Supporting Early Readers
Many parents ask us how best to support their child with reading. Below are a few helpful tips for early readers.
- First of all make sure that you and your child are comfortable and that any distractions, such as the TV, are minimised. A reading session should be no more than 10 minutes to start with.
- Talk about the book, the title and the characters. Encourage your child to predict what might happen.
- If your child has books with no words encourage them to talk through the story and then to tell it more formally using time connectives such as first, then, next. They should try to recall the character names and to look closely at the pictures.
- Once your child is issued with a book containing words they should be encouraged to point to each word, say the letter sounds and blend them together. If the flow of the story is interrupted by their sounding out they should be encouraged to re read the sentences to hear the sense of the text.
- Children should be encouraged to decode words using the sounds they have learnt. They should be supported to start to recall short words e.g. in, is, it when they see them repeated. Tricky words e.g. ‘the’, ‘was’ should also be pointed out.

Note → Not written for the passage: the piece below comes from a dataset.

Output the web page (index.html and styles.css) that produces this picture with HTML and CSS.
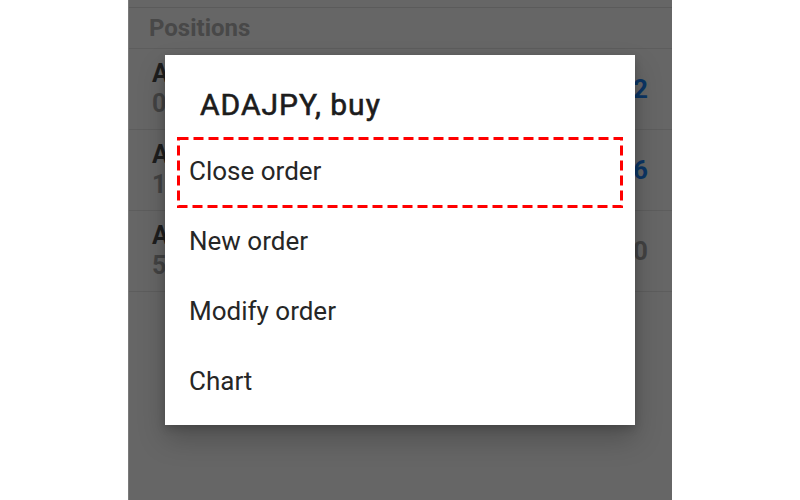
FILE: index.html
```html
<!DOCTYPE html>
<html lang="en">
<head>
<meta charset="utf-8">
<title>Positions</title>
<link rel="stylesheet" href="styles.css">
</head>
<body>
<div class="stage">
  <div class="phone">
    <div class="topbar"></div>
    <div class="section-head">Positions</div>
    <div class="rows">
      <div class="row">
        <div class="row-left">
          <div class="sym">A</div>
          <div class="vol">0</div>
        </div>
        <div class="pl blue">2</div>
      </div>
      <div class="row">
        <div class="row-left">
          <div class="sym">A</div>
          <div class="vol">1</div>
        </div>
        <div class="pl blue">6</div>
      </div>
      <div class="row">
        <div class="row-left">
          <div class="sym">A</div>
          <div class="vol">5</div>
        </div>
        <div class="pl grey">0</div>
      </div>
    </div>

    <div class="dialog">
      <div class="dialog-title">ADAJPY, buy</div>
      <ul class="menu">
        <li class="menu-item highlighted">
          Close order
          <svg class="dash-box" width="446" height="71" viewBox="0 0 446 71">
            <rect x="1.5" y="1.5" width="443" height="68" fill="none" stroke="#ff0000" stroke-width="3" stroke-dasharray="10 5"/>
          </svg>
        </li>
        <li class="menu-item">New order</li>
        <li class="menu-item">Modify order</li>
        <li class="menu-item">Chart</li>
      </ul>
    </div>
  </div>
</div>
</body>
</html>
```
FILE: styles.css
```css
* { box-sizing: border-box; }
html, body { margin: 0; padding: 0; }
body {
  background: #ffffff;
  font-family: Roboto, "Noto Sans", "Liberation Sans", sans-serif;
  width: 800px;
  height: 500px;
  overflow: hidden;
}
.stage {
  display: flex;
  justify-content: center;
  height: 500px;
}
.phone {
  position: relative;
  width: 544px;
  height: 500px;
  background: #666666;
  border-left: 1px solid #7a7a7a;
  overflow: hidden;
}
.topbar {
  height: 8px;
  border-bottom: 1px solid #5b5b5b;
}
.section-head {
  height: 41px;
  padding: 5px 0 0 20px;
  font-size: 24px;
  font-weight: 700;
  line-height: 30px;
  color: #484848;
  border-bottom: 1px solid #5d5d5d;
}
.rows { display: flex; flex-direction: column; }
.row {
  height: 81px;
  display: flex;
  justify-content: space-between;
  align-items: center;
  padding: 0 24px 0 23px;
  border-bottom: 1px solid #5d5d5d;
}
.row-left {
  display: flex;
  flex-direction: column;
  gap: 4px;
}
.sym {
  font-size: 25px;
  font-weight: 700;
  line-height: 26px;
  color: #1e1e1e;
}
.vol {
  font-size: 25px;
  font-weight: 700;
  line-height: 26px;
  color: #434343;
}
.pl {
  font-size: 26px;
  font-weight: 700;
}
.pl.blue { color: #0b3564; }
.pl.grey { color: #424242; }

.dialog {
  position: absolute;
  left: 36px;
  top: 55px;
  width: 470px;
  height: 370px;
  background: #ffffff;
  box-shadow: 0 14px 26px rgba(0,0,0,0.22), 0 3px 8px rgba(0,0,0,0.18);
  padding: 34px 0 9px 0;
}
.dialog-title {
  height: 47px;
  padding-left: 35px;
  font-size: 30px;
  font-weight: 400;
  line-height: 32px;
  letter-spacing: 1px;
  color: #1c1c1c;
  -webkit-text-stroke: 0.6px #1c1c1c;
}
.menu {
  list-style: none;
  margin: 0;
  padding: 0;
}
.menu-item {
  position: relative;
  height: 70px;
  display: flex;
  align-items: center;
  padding-left: 24px;
  font-size: 26px;
  line-height: 32px;
  color: #262626;
}
.dash-box {
  position: absolute;
  left: 12px;
  top: 1px;
}
```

- It is important that children still talk about the books and extract further meaning from them. On the next tab you will find a useful list of questions to ask your child.
- It is important that children are encouraged to read in real life situations e.g. in shops, on trips and around the home e.g. on packets, boxes etc. It is also important that children see adults as readers too.
- Make trips to the library, read stories to your child, recite poems and rhymes and make reading meaningful e.g. following instructions when building or recipes when cooking.
- Above all reading should be fun and not a chore!